The situation changes for documents, PDFs, and images: these are sent to the configured language model via its API. If Claude is used, files are sent to Anthropic. If Ollama is used, they stay local. For contexts with sensitive data, Graphify offers two options: a local Ollama instance or AWS Bedrock via IAM, without explicit API keys. The project states it has no telemetry, usage tracking, or data analysis.

An aspect to consider for teams on proprietary code: even if the code remains local, architectural documents, specification PDFs, and mockup images are processed by the configured external model. In the presence of contractual confidentiality obligations, this distinction should be evaluated carefully before adoption.

Limits Without Discounts

It would be dishonest to stick only to praise. There are aspects that deserve critical evaluation.

The first concerns the quality of inferred relationships. Relationships labeled INFERRED depend on the quality of the model used. A smaller model or one configured with a reduced token budget may produce speculative relationships with optimistic confidence scores. The scale from 0.55 to 0.95 is calibrated to the developer's test corpora, not necessarily the type of project the tool is applied to.

The second limit concerns updates.

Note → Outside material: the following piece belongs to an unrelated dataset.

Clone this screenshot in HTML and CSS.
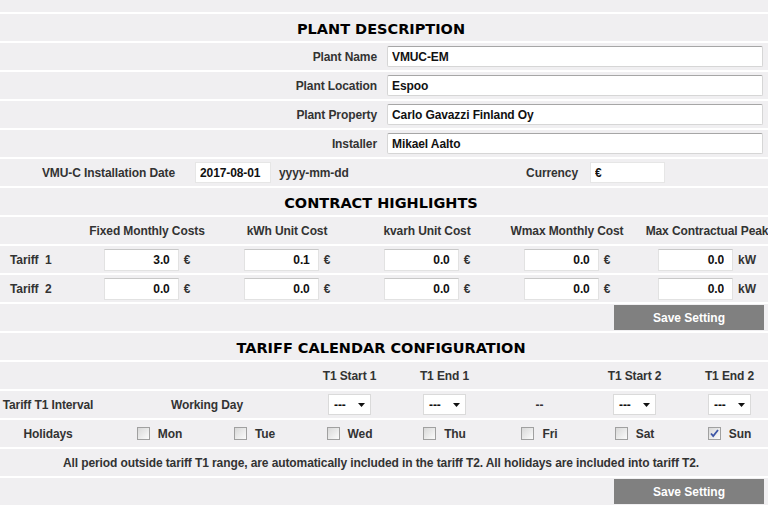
FILE: index.html
```html
<!DOCTYPE html>
<html lang="en">
<head>
  <meta charset="UTF-8">
  <title>Plant Settings</title>
  <link rel="stylesheet" href="styles.css">
</head>
<body>
<div class="page">
  <div class="row spacer"></div>

  <!-- plant description -->
  <div class="row title">PLANT DESCRIPTION</div>
  <div class="row field">
    <label>Plant Name</label>
    <input type="text" class="wide" value="VMUC-EM">
  </div>
  <div class="row field">
    <label>Plant Location</label>
    <input type="text" class="wide" value="Espoo">
  </div>
  <div class="row field">
    <label>Plant Property</label>
    <input type="text" class="wide" value="Carlo Gavazzi Finland Oy">
  </div>
  <div class="row field">
    <label>Installer</label>
    <input type="text" class="wide" value="Mikael Aalto">
  </div>
  <div class="row date-row">
    <label>VMU-C Installation Date</label>
    <input type="text" class="date" value="2017-08-01">
    <span class="hint">yyyy-mm-dd</span>
    <label>Currency</label>
    <input type="text" class="date" value="€">
  </div>

  <!-- contract -->
  <div class="row title">CONTRACT HIGHLIGHTS</div>
  <div class="row costs head">
    <span></span>
    <span>Fixed Monthly Costs</span>
    <span>kWh Unit Cost</span>
    <span>kvarh Unit Cost</span>
    <span>Wmax Monthly Cost</span>
    <span>Max Contractual Peak</span>
  </div>
  <div class="row costs">
    <span class="tariff">Tariff&nbsp; 1</span>
    <span class="cell"><input type="text" class="num" value="3.0"> €</span>
    <span class="cell"><input type="text" class="num" value="0.1"> €</span>
    <span class="cell"><input type="text" class="num" value="0.0"> €</span>
    <span class="cell"><input type="text" class="num" value="0.0"> €</span>
    <span class="cell"><input type="text" class="num" value="0.0"> kW</span>
  </div>
  <div class="row costs">
    <span class="tariff">Tariff&nbsp; 2</span>
    <span class="cell"><input type="text" class="num" value="0.0"> €</span>
    <span class="cell"><input type="text" class="num" value="0.0"> €</span>
    <span class="cell"><input type="text" class="num" value="0.0"> €</span>
    <span class="cell"><input type="text" class="num" value="0.0"> €</span>
    <span class="cell"><input type="text" class="num" value="0.0"> kW</span>
  </div>
  <div class="row actions"><button type="button">Save Setting</button></div>

  <!-- calendar -->
  <div class="row title">TARIFF CALENDAR CONFIGURATION</div>
  <div class="row cal">
    <span></span><span></span><span></span>
    <span>T1 Start 1</span>
    <span>T1 End 1</span>
    <span></span>
    <span>T1 Start 2</span>
    <span>T1 End 2</span>
  </div>
  <div class="row cal">
    <span class="first">Tariff T1 Interval</span>
    <span class="span2">Working Day</span>
    <span><span class="select">---<svg width="7" height="4" viewBox="0 0 7 4"><path d="M0 0h7L3.5 4z" fill="#111"/></svg></span></span>
    <span><span class="select">---<svg width="7" height="4" viewBox="0 0 7 4"><path d="M0 0h7L3.5 4z" fill="#111"/></svg></span></span>
    <span>--</span>
    <span><span class="select">---<svg width="7" height="4" viewBox="0 0 7 4"><path d="M0 0h7L3.5 4z" fill="#111"/></svg></span></span>
    <span><span class="select">---<svg width="7" height="4" viewBox="0 0 7 4"><path d="M0 0h7L3.5 4z" fill="#111"/></svg></span></span>
  </div>
  <div class="row cal">
    <span class="first">Holidays</span>
    <span><span class="check"></span>Mon</span>
    <span><span class="check"></span>Tue</span>
    <span><span class="check"></span>Wed</span>
    <span><span class="check"></span>Thu</span>
    <span><span class="check"></span>Fri</span>
    <span><span class="check"></span>Sat</span>
    <span><span class="check"><svg width="11" height="11" viewBox="0 0 11 11"><path d="M2 5.5l2.2 2.6L9 2" fill="none" stroke="#3d56a6" stroke-width="1.8"/></svg></span>Sun</span>
  </div>
  <div class="row note">All period outside tariff T1 range, are automatically included in the tariff T2. All holidays are included into tariff T2.</div>
  <div class="row actions"><button type="button">Save Setting</button></div>
</div>
</body>
</html>
```

FILE: styles.css
```css
html, body {
  margin: 0;
  overflow: hidden;
  background: #fff;
}
body {
  font-family: "Liberation Sans", Arial, sans-serif;
  font-size: 12px;
  font-weight: bold;
  color: #333;
  letter-spacing: -0.1px;
}
.page {
  width: 777px;
}
.row {
  height: 27px;
  margin-bottom: 2px;
  background: #f0eff1;
  display: flex;
  align-items: center;
}
.spacer {
  height: 12px;
}
.title {
  justify-content: center;
  padding-right: 15px;
  font-family: "DejaVu Sans", Verdana, sans-serif;
  font-size: 14.5px;
  color: #000;
  letter-spacing: 0;
  padding-top: 2px;
  box-sizing: border-box;
}
input {
  font-family: "Liberation Sans", Arial, sans-serif;
  font-size: 12px;
  font-weight: bold;
  color: #111;
  letter-spacing: -0.1px;
  background: #fff;
  box-sizing: border-box;
  margin: 0;
  outline: none;
}
.field {
  display: grid;
  grid-template-columns: 382px 1fr;
}
.field label {
  text-align: right;
  padding-right: 5px;
}
.wide {
  width: 376px;
  height: 21px;
  margin-left: 5px;
  padding: 0 4px;
  border: 1px solid #d6d6d6;
  border-top-color: #a6a6a6;
  border-radius: 2px;
}
.date-row {
  display: grid;
  grid-template-columns: 187px 92px 121px 190px 1fr;
}
.date-row label {
  text-align: right;
  padding-right: 12px;
}
.date {
  width: 76px;
  height: 21px;
  margin-left: 8px;
  padding: 0 4px;
  border: 1px solid #e6e6e6;
}
.date-row label + input + .hint + label + input {
  margin-left: 0;
  width: 75px;
}
.costs {
  display: grid;
  grid-template-columns: 77px repeat(5, 140px);
}
.costs.head span {
  text-align: center;
}
.tariff {
  padding-left: 10px;
}
.cell {
  display: flex;
  justify-content: center;
  align-items: center;
  gap: 5px;
}
.num {
  width: 75px;
  height: 22px;
  text-align: right;
  padding: 0 8px 0 4px;
  border: 1px solid #e2e2e2;
  border-top-color: #c8c8c8;
}
.actions {
  justify-content: flex-end;
  padding-right: 13px;
}
button {
  width: 150px;
  height: 25px;
  background: #808080;
  color: #fff;
  border: none;
  font-family: "Liberation Sans", Arial, sans-serif;
  font-size: 12px;
  font-weight: bold;
  cursor: pointer;
}
.cal {
  display: grid;
  grid-template-columns: 112px repeat(7, 95px);
}
.cal > span {
  display: flex;
  justify-content: center;
  align-items: center;
}
.cal .first {
  padding-right: 16px;
}
.cal .span2 {
  grid-column: span 2;
}
.select {
  width: 43px;
  height: 21px;
  box-sizing: border-box;
  background: #fff;
  border: 1px solid #dadada;
  display: flex;
  align-items: center;
  justify-content: space-between;
  padding: 0 5px 0 5px;
  color: #111;
}
.check {
  width: 13px;
  height: 13px;
  box-sizing: border-box;
  border: 1px solid #a0a0a0;
  background: linear-gradient(135deg, #d8d8d8, #fbfbfb);
  margin-right: 8px;
  display: inline-flex;
  align-items: center;
  justify-content: center;
}
.note {
  justify-content: center;
  padding-right: 15px;
}
```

The SHA256 cache skips unmodified files, but what happens when you move a function from one module to another or refactor a class significantly? The graph may have orphaned nodes or relationships pointing to entities that no longer exist. The --update command handles modified files, but for deep refactoring, a complete reconstruction is likely necessary, with the associated token cost.

The third critical aspect is scale. As with Karpathy's wiki approach, the graph also has a breaking point. For very large corpora, the documentation suggests using direct queries on graph.json or exposing the graph as an MCP server with python -m graphify.serve, which offers structured tools like query_graph, get_node, get_neighbors, and shortest_path. The solution is refined but adds a layer of configuration that not all workflows can easily absorb.

Finally, it should be noted that the project is essentially maintained by a single developer, Safi Shamsi. The repository shows intense activity, with 97 releases at the time of writing and the last stable version v0.7.16 released on May 12, 2026, but the long-term sustainability of a project with this visibility and this dependence on a single maintainer is a variable not to be ignored for those planning an adoption in critical environments.

The Future of Memory

Graphify solves a concrete problem. But the most interesting question it raises doesn't concern token savings: it concerns the nature of memory in AI agents.

Today, an agent has no persistent memory. Every session is a clean slate, every project rediscovered from scratch. Graphify and similar projects are attempts to build an external layer of structured memory that survives sessions, that accumulates over time, that represents not just raw data but the relationships between them.

Many open questions remain. How do you maintain the coherence of a graph in a rapidly evolving project? Who is responsible for the quality of inferred relationships when an agent makes decisions based on them? And the most subtle: if the agent navigates a graph instead of reasoning on files, the quality of initial extraction becomes the real bottleneck, not controllable with a temperature parameter but with the quality of the ingest pipeline.

From the Graphify Labs site, a more ambitious vision emerges: Penpax, the commercial product announced in a trial version soon, promises to apply the same logic to a person's entire daily work—meetings, emails, files, and code—updating in the background, without cloud, completely on-device. A digital "second brain" built on serious technical foundations instead of motivational metaphors.

Graphify in its open-source form is already a significant starting point. It's not the ultimate solution to the problem of LLM memory, but it's a precise indicator of the direction being sought: not inside the model, not in the context, but in a structured and persistent representation that lives outside of both.

Graphify is available on GitHub under the MIT license. The PyPI package is called graphifyy (double y). The project site is graphifylabs.ai. Technical documentation on the extraction pipeline is in how-it-works.md.